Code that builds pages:
::::::::::

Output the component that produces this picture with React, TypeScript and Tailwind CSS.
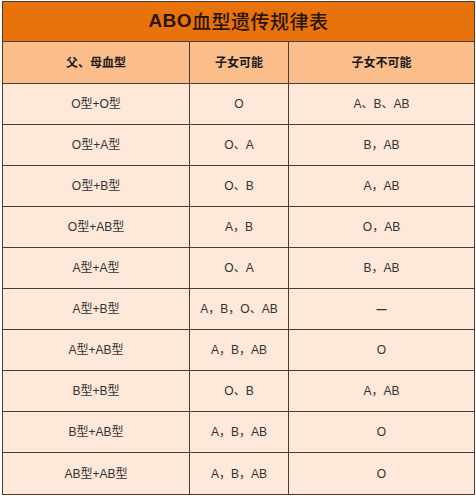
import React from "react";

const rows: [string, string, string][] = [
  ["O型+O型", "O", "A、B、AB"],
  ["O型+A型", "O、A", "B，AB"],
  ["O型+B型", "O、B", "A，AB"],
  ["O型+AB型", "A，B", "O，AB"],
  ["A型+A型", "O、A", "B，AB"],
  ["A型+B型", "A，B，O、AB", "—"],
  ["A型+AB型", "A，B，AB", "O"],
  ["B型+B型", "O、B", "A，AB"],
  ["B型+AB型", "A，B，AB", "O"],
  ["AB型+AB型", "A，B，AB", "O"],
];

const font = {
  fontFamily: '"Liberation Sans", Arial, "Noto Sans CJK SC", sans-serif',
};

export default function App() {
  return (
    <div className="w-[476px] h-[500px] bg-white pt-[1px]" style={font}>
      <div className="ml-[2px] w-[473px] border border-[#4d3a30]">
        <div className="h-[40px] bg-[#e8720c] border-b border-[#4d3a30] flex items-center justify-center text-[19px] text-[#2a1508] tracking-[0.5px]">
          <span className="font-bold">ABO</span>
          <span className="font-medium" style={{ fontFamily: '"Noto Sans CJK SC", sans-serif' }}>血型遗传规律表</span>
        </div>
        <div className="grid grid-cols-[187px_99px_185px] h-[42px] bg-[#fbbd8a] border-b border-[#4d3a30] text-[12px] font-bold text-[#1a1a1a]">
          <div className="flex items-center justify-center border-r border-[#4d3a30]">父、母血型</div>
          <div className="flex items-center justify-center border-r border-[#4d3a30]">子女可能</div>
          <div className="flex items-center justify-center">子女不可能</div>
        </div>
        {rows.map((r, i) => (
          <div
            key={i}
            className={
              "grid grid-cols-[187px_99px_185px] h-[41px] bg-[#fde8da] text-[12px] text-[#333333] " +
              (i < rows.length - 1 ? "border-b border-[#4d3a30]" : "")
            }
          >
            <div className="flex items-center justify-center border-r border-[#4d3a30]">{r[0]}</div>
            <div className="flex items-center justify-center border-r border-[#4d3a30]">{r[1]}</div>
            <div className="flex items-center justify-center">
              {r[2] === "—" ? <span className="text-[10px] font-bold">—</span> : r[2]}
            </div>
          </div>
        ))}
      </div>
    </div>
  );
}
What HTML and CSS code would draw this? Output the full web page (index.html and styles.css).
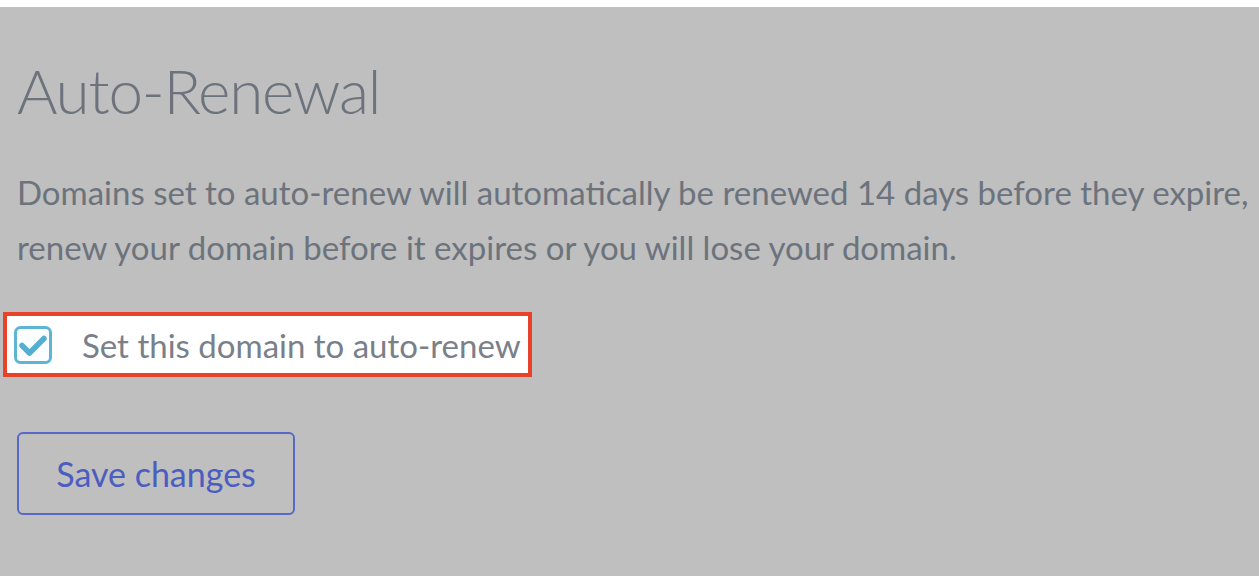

::::::::::

> _TASK TO COMPLETE_
Take the lines from the first line of the entries through the line with "import React from", inclusive, and give them again exactly, minus any pictures.

> _TASK RESULT_
Output the component that produces this picture with React, TypeScript and Tailwind CSS.
import React from "react";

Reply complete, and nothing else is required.